Similar examples of Marlowe's statements were given by Thomas Kyd after his imprisonment and possible torture (see above); Kyd and Baines connect Marlowe with the mathematician Thomas Harriot's and Sir Walter Raleigh's circle. Another document claimed about that time that "one Marlowe is able to show more sound reasons for Atheism than any divine in England is able to give to prove divinity, and that ... he hath read the Atheist lecture to Sir Walter Raleigh and others".[h]
Some critics believe that Marlowe sought to disseminate these views in his work and that he identified with his rebellious and iconoclastic protagonists. Plays had to be approved by the Master of the Revels before they could be performed and the censorship of publications was under the control of the Archbishop of Canterbury. Presumably these authorities did not consider any of Marlowe's works to be unacceptable other than the Amores.

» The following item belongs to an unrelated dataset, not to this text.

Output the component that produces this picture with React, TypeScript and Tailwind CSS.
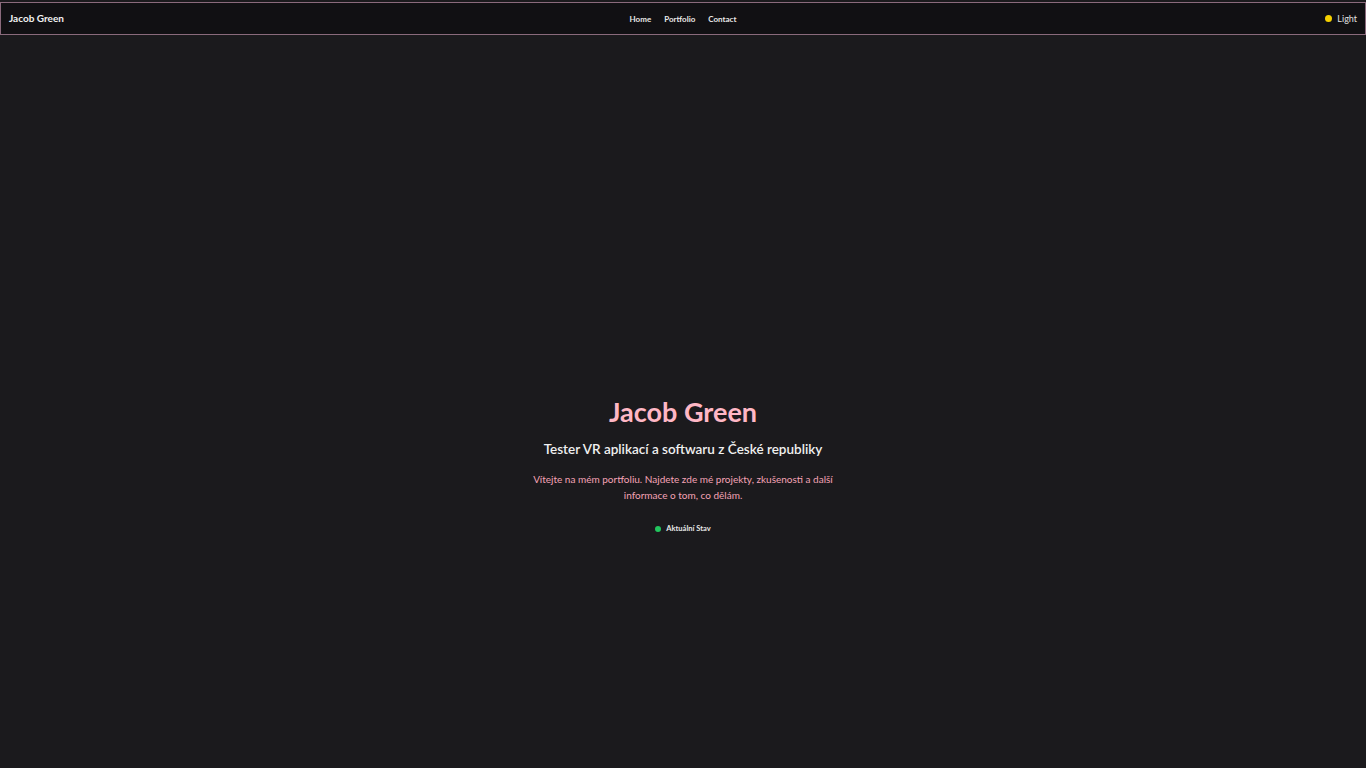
const links = ["Home", "Portfolio", "Contact"]

export default function App() {
  return (
    <div
      className="min-h-screen bg-[#1b1a1d] text-white"
      style={{ fontFamily: 'Lato, "Noto Sans", sans-serif' }}
    >
      <div className="pt-[2px]">
        <header className="h-[33px] bg-[#111013] border border-[#8a6a7c] grid grid-cols-3 items-center px-2">
          <span className="text-[10px] font-bold text-[#f2f2f2]">Jacob Green</span>
          <nav className="flex justify-center gap-[13px] text-[8px] font-bold text-[#e8e8e8]">
            {links.map((l) => (
              <a key={l} href="#">
                {l}
              </a>
            ))}
          </nav>
          <div className="flex justify-end">
            <button className="flex items-center gap-[5px] text-[9px] text-[#e0e0e0]">
              <span className="w-[7px] h-[7px] rounded-full bg-[#f5d000]" />
              Light
            </button>
          </div>
        </header>
      </div>
      <main className="flex flex-col items-center text-center pt-[359px]">
        <h1 className="text-[27px] font-bold text-[#ffb7c5] leading-[36px]">Jacob Green</h1>
        <h2 className="mt-[9px] text-[13.5px] font-semibold text-[#f0f0f0]">
          Tester VR aplikací a softwaru z České republiky
        </h2>
        <p className="mt-[12px] w-[300px] text-[10px] leading-[16px] text-[#f4a3b6]">
          Vítejte na mém portfoliu. Najdete zde mé projekty, zkušenosti a další informace o tom, co dělám.
        </p>
        <div className="mt-[20px] flex items-center gap-[5px] text-[7.5px] font-bold text-[#e8e8e8]">
          <span className="w-[6px] h-[6px] rounded-full bg-[#22c55e]" />
          Aktuální Stav
        </div>
      </main>
    </div>
  )
}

It has been claimed that Marlowe was homosexual. Some scholars argue that the identification of an Elizabethan as gay or homosexual in the modern sense is "anachronistic," claiming that for the Elizabethans the terms were more likely to have been applied to sexual acts rather than to what we currently understand to be exclusive sexual orientations and identities. Other scholars argue that the evidence is inconclusive and that the reports of Marlowe's homosexuality may be rumours produced after his death. Richard Baines reported Marlowe as saying: "all they that love not Tobacco & Boies were fools". David Bevington and Eric C. Rasmussen describe Baines's evidence as "unreliable testimony" and "These and other testimonials need to be discounted for their exaggeration and for their having been produced under legal circumstances we would now regard as a witch-hunt".

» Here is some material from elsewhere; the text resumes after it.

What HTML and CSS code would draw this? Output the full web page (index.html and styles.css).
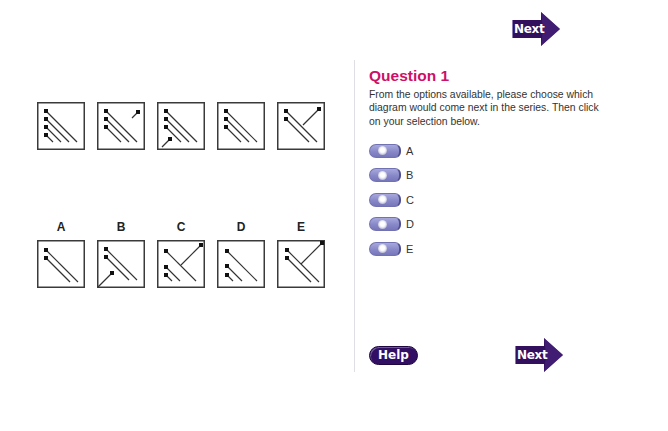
FILE: index.html
```html
<!DOCTYPE html>
<html>
<head>
<meta charset="utf-8">
<link rel="stylesheet" href="styles.css">
</head>
<body>
<div class="page">
  <div class="topbar">
    <a class="next">
      <svg class="next-shape" viewBox="0 0 48 34" width="48" height="34"><polygon points="0,8 29,8 29,0 48,17 29,34 29,26 0,26" fill="#33105e"/><polygon points="29,0 48,17 29,34 31,17" fill="#4a2680" opacity="0.6"/><line x1="0.5" y1="8" x2="0.5" y2="26" stroke="#8a7ab0"/></svg>
      <span class="next-text">Next</span>
    </a>
  </div>
  <div class="main">
    <div class="diagrams">
      <div class="row seq">
        <svg class="box" viewBox="0 0 48 48"><rect x="0.75" y="0.75" width="46.5" height="46.5" class="frame"/><g class="ln"><line x1="9" y1="9" x2="40" y2="40"/><line x1="9" y1="17" x2="32" y2="40"/><line x1="9" y1="25" x2="24" y2="40"/><line x1="9" y1="33" x2="16" y2="40"/></g><g class="sq"><rect x="7" y="7" width="4" height="4"/><rect x="7" y="15" width="4" height="4"/><rect x="7" y="23" width="4" height="4"/><rect x="7" y="31" width="4" height="4"/></g></svg>
        <svg class="box" viewBox="0 0 48 48"><rect x="0.75" y="0.75" width="46.5" height="46.5" class="frame"/><g class="ln"><line x1="9" y1="9" x2="40" y2="40"/><line x1="9" y1="17" x2="32" y2="40"/><line x1="9" y1="25" x2="24" y2="40"/><line x1="41" y1="10" x2="35" y2="16"/></g><g class="sq"><rect x="7" y="7" width="4" height="4"/><rect x="7" y="15" width="4" height="4"/><rect x="7" y="23" width="4" height="4"/><rect x="39" y="8" width="4" height="4"/></g></svg>
        <svg class="box" viewBox="0 0 48 48"><rect x="0.75" y="0.75" width="46.5" height="46.5" class="frame"/><g class="ln"><line x1="9" y1="9" x2="40" y2="40"/><line x1="9" y1="17" x2="32" y2="40"/><line x1="9" y1="25" x2="24" y2="40"/><line x1="13" y1="37" x2="5" y2="45"/></g><g class="sq"><rect x="7" y="7" width="4" height="4"/><rect x="7" y="15" width="4" height="4"/><rect x="7" y="23" width="4" height="4"/><rect x="11" y="35" width="4" height="4"/></g></svg>
        <svg class="box" viewBox="0 0 48 48"><rect x="0.75" y="0.75" width="46.5" height="46.5" class="frame"/><g class="ln"><line x1="9" y1="9" x2="40" y2="40"/><line x1="9" y1="17" x2="32" y2="40"/><line x1="9" y1="25" x2="24" y2="40"/></g><g class="sq"><rect x="7" y="7" width="4" height="4"/><rect x="7" y="15" width="4" height="4"/><rect x="7" y="23" width="4" height="4"/></g></svg>
        <svg class="box" viewBox="0 0 48 48"><rect x="0.75" y="0.75" width="46.5" height="46.5" class="frame"/><g class="ln"><line x1="9" y1="9" x2="40" y2="40"/><line x1="9" y1="17" x2="32" y2="40"/><line x1="42" y1="7" x2="26" y2="23"/></g><g class="sq"><rect x="7" y="7" width="4" height="4"/><rect x="7" y="15" width="4" height="4"/><rect x="40" y="5" width="4" height="4"/></g></svg>
      </div>
      <div class="row opts">
        <div class="opt"><div class="lbl">A</div>
          <svg class="box" viewBox="0 0 48 48"><rect x="0.75" y="0.75" width="46.5" height="46.5" class="frame"/><g class="ln"><line x1="9" y1="10" x2="41" y2="42"/><line x1="9" y1="18" x2="33" y2="42"/></g><g class="sq"><rect x="7" y="8" width="4" height="4"/><rect x="7" y="16" width="4" height="4"/></g></svg></div>
        <div class="opt"><div class="lbl">B</div>
          <svg class="box" viewBox="0 0 48 48"><rect x="0.75" y="0.75" width="46.5" height="46.5" class="frame"/><g class="ln"><line x1="9" y1="9" x2="40" y2="40"/><line x1="9" y1="17" x2="32" y2="40"/><line x1="15" y1="33" x2="1" y2="47"/></g><g class="sq"><rect x="7" y="7" width="4" height="4"/><rect x="7" y="15" width="4" height="4"/><rect x="13" y="31" width="4" height="4"/></g></svg></div>
        <div class="opt"><div class="lbl">C</div>
          <svg class="box" viewBox="0 0 48 48"><rect x="0.75" y="0.75" width="46.5" height="46.5" class="frame"/><g class="ln"><line x1="9" y1="11" x2="39" y2="41"/><line x1="44" y1="5" x2="24" y2="25"/><line x1="9" y1="27" x2="23" y2="41"/><line x1="9" y1="35" x2="15" y2="41"/></g><g class="sq"><rect x="7" y="9" width="4" height="4"/><rect x="42" y="3" width="4" height="4"/><rect x="7" y="25" width="4" height="4"/><rect x="7" y="33" width="4" height="4"/></g></svg></div>
        <div class="opt"><div class="lbl">D</div>
          <svg class="box" viewBox="0 0 48 48"><rect x="0.75" y="0.75" width="46.5" height="46.5" class="frame"/><g class="ln"><line x1="10" y1="11" x2="40" y2="41"/><line x1="10" y1="26" x2="25" y2="41"/><line x1="10" y1="35" x2="16" y2="41"/></g><g class="sq"><rect x="8" y="9" width="4" height="4"/><rect x="8" y="24" width="4" height="4"/><rect x="8" y="33" width="4" height="4"/></g></svg></div>
        <div class="opt"><div class="lbl">E</div>
          <svg class="box" viewBox="0 0 48 48"><rect x="0.75" y="0.75" width="46.5" height="46.5" class="frame"/><g class="ln"><line x1="10" y1="10" x2="42" y2="42"/><line x1="10" y1="18" x2="34" y2="42"/><line x1="45" y1="3" x2="24" y2="24"/></g><g class="sq"><rect x="8" y="8" width="4" height="4"/><rect x="8" y="16" width="4" height="4"/><rect x="43" y="1" width="4" height="4"/></g></svg></div>
      </div>
    </div>
    <div class="panel">
      <h1 class="title">Question 1</h1>
      <p class="desc">From the options available, please choose which diagram would come next in the series. Then click on your selection below.</p>
      <ul class="choices">
        <li class="choice"><span class="pill"><span class="dot"></span></span>A</li>
        <li class="choice"><span class="pill"><span class="dot"></span></span>B</li>
        <li class="choice"><span class="pill"><span class="dot"></span></span>C</li>
        <li class="choice"><span class="pill"><span class="dot"></span></span>D</li>
        <li class="choice"><span class="pill"><span class="dot"></span></span>E</li>
      </ul>
      <div class="actions">
        <a class="help">Help</a>
        <a class="next">
          <svg class="next-shape" viewBox="0 0 48 34" width="48" height="34"><polygon points="0,8 29,8 29,0 48,17 29,34 29,26 0,26" fill="#33105e"/><polygon points="29,0 48,17 29,34 31,17" fill="#4a2680" opacity="0.6"/><line x1="0.5" y1="8" x2="0.5" y2="26" stroke="#8a7ab0"/></svg>
          <span class="next-text">Next</span>
        </a>
      </div>
    </div>
  </div>
</div>
</body>
</html>
```
FILE: styles.css
```css
* { box-sizing: border-box; }
html, body { margin: 0; padding: 0; background: #fff; }
body { font-family: "Liberation Sans", Arial, sans-serif; color: #333; width: 668px; height: 431px; overflow: hidden; }

.topbar { display: flex; justify-content: flex-end; padding: 12px 108px 0 0; height: 60px; }

.next { position: relative; display: block; width: 48px; height: 34px; }
.next-shape { display: block; }
.next-text { position: absolute; left: 2px; top: 10px; font: bold 12px/14px "DejaVu Sans", Verdana, sans-serif; color: #fff; letter-spacing: -0.3px; }

.main { display: flex; }

.diagrams { width: 354px; padding: 42px 0 0 37px; }
.row { display: flex; gap: 12px; }
.box { display: block; width: 48px; height: 48px; }
.frame { fill: #fff; stroke: #3a3a3a; stroke-width: 1.5; }
.ln line { stroke: #333; stroke-width: 1.15; }
.sq rect { fill: #111; }

.opts { margin-top: 70px; }
.opt { display: flex; flex-direction: column; align-items: center; }
.lbl { font: bold 12px/14px "Liberation Sans", Arial, sans-serif; color: #222; margin-bottom: 6px; }

.panel { border-left: 1px solid #dedee6; height: 312px; padding: 7px 0 0 14px; width: 250px; display: flex; flex-direction: column; }
.title { margin: 0; font: bold 15.5px/18px "Liberation Sans", Arial, sans-serif; color: #cc1166; }
.desc { margin: 3px 0 0; font-size: 10.4px; line-height: 13.3px; color: #333; width: 230px; }

.choices { list-style: none; margin: 16px 0 0; padding: 0; display: flex; flex-direction: column; gap: 10.5px; }
.choice { display: flex; align-items: center; font-size: 11px; line-height: 14px; color: #333; }
.pill { position: relative; display: block; width: 32px; height: 14px; margin-right: 5px; border-radius: 7px 6px 6px 7px; background: linear-gradient(#a8a8de, #8888c8 55%, #7676ba); border: 1px solid #7272b2; border-right: 2px solid #50508f; }
.dot { position: absolute; left: 8px; top: 1.5px; width: 9px; height: 9px; border-radius: 50%; background: radial-gradient(circle at 50% 45%, #fff 0 2px, #eef0f8 3px, #c4c4da 4.5px); }

.actions { margin-top: auto; display: flex; align-items: center; justify-content: space-between; width: 194px; height: 34px; }
.help { display: block; width: 49px; height: 19px; border-radius: 10px; background: #330f63; border: 1px solid #1e0640; color: #fff; font: bold 12px/17px "DejaVu Sans", Verdana, sans-serif; text-align: center; box-shadow: inset 1px 1px 0 #6a5a96; }
```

J. B. Steane considered there to be "no evidence for Marlowe's homosexuality at all". Other scholars point to the frequency with which Marlowe explores homosexual themes in his writing: in Hero and Leander, Marlowe writes of the male youth Leander: "in his looks were all that men desire..."Edward the Second contains the following passage enumerating homosexual relationships:
The mightiest kings have had their minions; Great Alexander loved Hephaestion, The conquering Hercules for Hylas wept; And for Patroclus, stern Achilles drooped. And not kings only, but the wisest men: The Roman Tully loved Octavius, Grave Socrates, wild Alcibiades.

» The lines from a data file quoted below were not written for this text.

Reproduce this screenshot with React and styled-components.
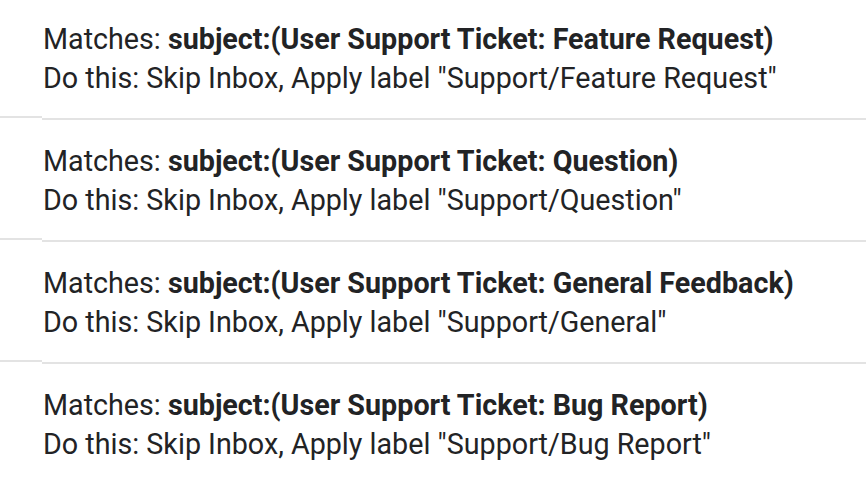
import styled, { createGlobalStyle } from "styled-components";

const GlobalStyle = createGlobalStyle`
  html, body {
    margin: 0;
    padding: 0;
    background: #ffffff;
  }
  body {
    font-family: Roboto, "Liberation Sans", Arial, sans-serif;
  }
`;

// list is scrolled by 2px, so the first row is cut at the top
const List = styled.main`
  width: 866px;
  margin-top: -2px;
  display: flex;
  flex-direction: column;
`;

const FilterRow = styled.section`
  height: 120px;
  display: flex;
  flex-direction: column;
  justify-content: center;
  padding: 1px 0 0 43px;
  box-sizing: border-box;
  color: #222325;
  font-size: 28.7px;
  line-height: 39px;
  white-space: nowrap;
`;

const Line = styled.div`
  margin: 0;
`;

const Criteria = styled.b`
  font-weight: 700;
`;

const Separator = styled.div`
  height: 2px;
  display: flex;
`;

const SepStub = styled.span`
  width: 42px;
  height: 2px;
  background: #e3e3e3;
  transform: translateY(-2px);
`;

const SepLine = styled.span`
  flex: 1;
  height: 2px;
  background: #e3e3e3;
`;

const filters = [
  {
    subject: "subject:(User Support Ticket: Feature Request)",
    label: "Support/Feature Request",
  },
  {
    subject: "subject:(User Support Ticket: Question)",
    label: "Support/Question",
  },
  {
    subject: "subject:(User Support Ticket: General Feedback)",
    label: "Support/General",
  },
  {
    subject: "subject:(User Support Ticket: Bug Report)",
    label: "Support/Bug Report",
  },
];

const App = () => {
  return (
    <>
      <GlobalStyle />
      <List>
        {filters.map((f, i) => (
          <div key={f.label}>
            <FilterRow>
              <Line>
                Matches: <Criteria>{f.subject}</Criteria>
              </Line>
              <Line>Do this: Skip Inbox, Apply label "{f.label}"</Line>
            </FilterRow>
            {i < filters.length - 1 && (
              <Separator>
                <SepStub />
                <SepLine />
              </Separator>
            )}
          </div>
        ))}
      </List>
    </>
  );
};

export default App;
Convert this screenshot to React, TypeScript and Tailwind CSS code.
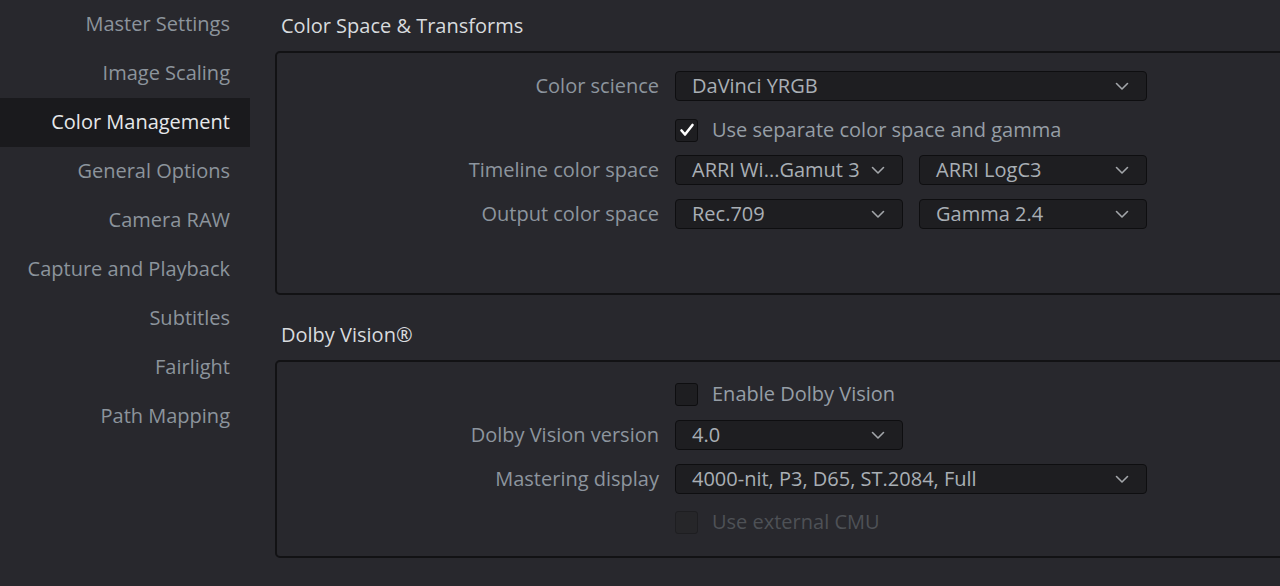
import React from "react";

const font = { fontFamily: '"Open Sans", "Noto Sans", sans-serif' };

function Chevron() {
  return (
    <svg width="14" height="9" viewBox="0 0 14 9" fill="none" className="shrink-0">
      <path d="M1.5 1.5 L7 7 L12.5 1.5" stroke="#a3a6aa" strokeWidth="1.6" strokeLinecap="round" strokeLinejoin="round" />
    </svg>
  );
}

function Select({ value, w }: { value: string; w: string }) {
  return (
    <div
      className={`${w} h-[30px] flex items-center justify-between pl-[16px] pr-[17px] rounded-[4px] bg-[#1e1e21] border border-[#0e0e10] text-[#a9afb5]`}
    >
      <span className="leading-none whitespace-nowrap">{value}</span>
      <Chevron />
    </div>
  );
}

function Check({ checked, disabled, label }: { checked?: boolean; disabled?: boolean; label: string }) {
  return (
    <div className="flex items-center h-[30px]">
      <div
        className={`w-[23px] h-[23px] rounded-[3px] flex items-center justify-center border ${
          disabled ? "bg-[#262629] border-[#1e1e21]" : "bg-[#1e1e21] border-[#0e0e10]"
        }`}
      >
        {checked && (
          <svg width="16" height="14" viewBox="0 0 16 14">
            <path d="M2.5 7.5 L6 11.5 L13.5 2" stroke="#ffffff" strokeWidth="2.6" fill="none" strokeLinecap="round" strokeLinejoin="round" />
          </svg>
        )}
      </div>
      <span className={`ml-[14px] leading-none ${disabled ? "text-[#4e5156]" : "text-[#969ea6]"}`}>{label}</span>
    </div>
  );
}

function Row({ label, children, className = "" }: { label?: string; children: React.ReactNode; className?: string }) {
  return (
    <div className={`flex items-center ${className}`}>
      <div className="w-[398px] pr-[16px] text-right text-[#8d959e] leading-none whitespace-nowrap">{label ?? ""}</div>
      <div className="flex items-center gap-[16px]">{children}</div>
    </div>
  );
}

export default function App() {
  const nav = [
    "Master Settings",
    "Image Scaling",
    "Color Management",
    "General Options",
    "Camera RAW",
    "Capture and Playback",
    "Subtitles",
    "Fairlight",
    "Path Mapping",
  ];
  return (
    <div className="w-[1280px] h-[586px] overflow-hidden bg-[#28282d] flex text-[20px]" style={font}>
      <div className="w-[250px] shrink-0 flex flex-col">
        {nav.map((n) => (
          <div
            key={n}
            className={`h-[49px] flex items-center justify-end pr-[20px] ${
              n === "Color Management" ? "bg-[#1a1a1d] text-[#e6e8ea]" : "text-[#8c949c]"
            }`}
          >
            <span className="leading-none -mt-[2px]">{n}</span>
          </div>
        ))}
      </div>
      <div className="ml-[25px] w-[1040px] shrink-0 flex flex-col">
        <div className="h-[51px] flex items-center pl-[6px] text-[#d8dbde]">
          <span className="leading-none">Color Space &amp; Transforms</span>
        </div>
        <div className="h-[244px] rounded-[5px] border-2 border-[#121214] pt-[18px] flex flex-col">
          <Row label="Color science" className="h-[30px]">
            <Select value="DaVinci YRGB" w="w-[472px]" />
          </Row>
          <Row className="mt-[14px] h-[30px]">
            <Check checked label="Use separate color space and gamma" />
          </Row>
          <Row label="Timeline color space" className="mt-[10px] h-[30px]">
            <Select value="ARRI Wi...Gamut 3" w="w-[228px]" />
            <Select value="ARRI LogC3" w="w-[228px]" />
          </Row>
          <Row label="Output color space" className="mt-[14px] h-[30px]">
            <Select value="Rec.709" w="w-[228px]" />
            <Select value="Gamma 2.4" w="w-[228px]" />
          </Row>
        </div>
        <div className="h-[65px] flex items-end pb-[15px] pl-[6px] text-[#d8dbde]">
          <span className="leading-none">Dolby Vision®</span>
        </div>
        <div className="h-[198px] rounded-[5px] border-2 border-[#121214] pt-[17px] flex flex-col">
          <Row className="h-[30px]">
            <Check label="Enable Dolby Vision" />
          </Row>
          <Row label="Dolby Vision version" className="mt-[11px] h-[30px]">
            <Select value="4.0" w="w-[228px]" />
          </Row>
          <Row label="Mastering display" className="mt-[14px] h-[30px]">
            <Select value="4000-nit, P3, D65, ST.2084, Full" w="w-[472px]" />
          </Row>
          <Row className="mt-[13px] h-[30px]">
            <Check disabled label="Use external CMU" />
          </Row>
        </div>
      </div>
    </div>
  );
}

Marlowe wrote the only play about the life of Edward II up to his time, taking the humanist literary discussion of male sexuality much further than his contemporaries. The play was extremely bold, dealing with a star-crossed love story between Edward II and Piers Gaveston. Though it was a common practice at the time to reveal characters as gay to give audiences reason to suspect them as culprits in a crime, Christopher Marlowe's Edward II is portrayed as a sympathetic character. The decision to start the play Dido, Queen of Carthage with a homoerotic scene between Jupiter and Ganymede that bears no connection to the subsequent plot has long puzzled scholars.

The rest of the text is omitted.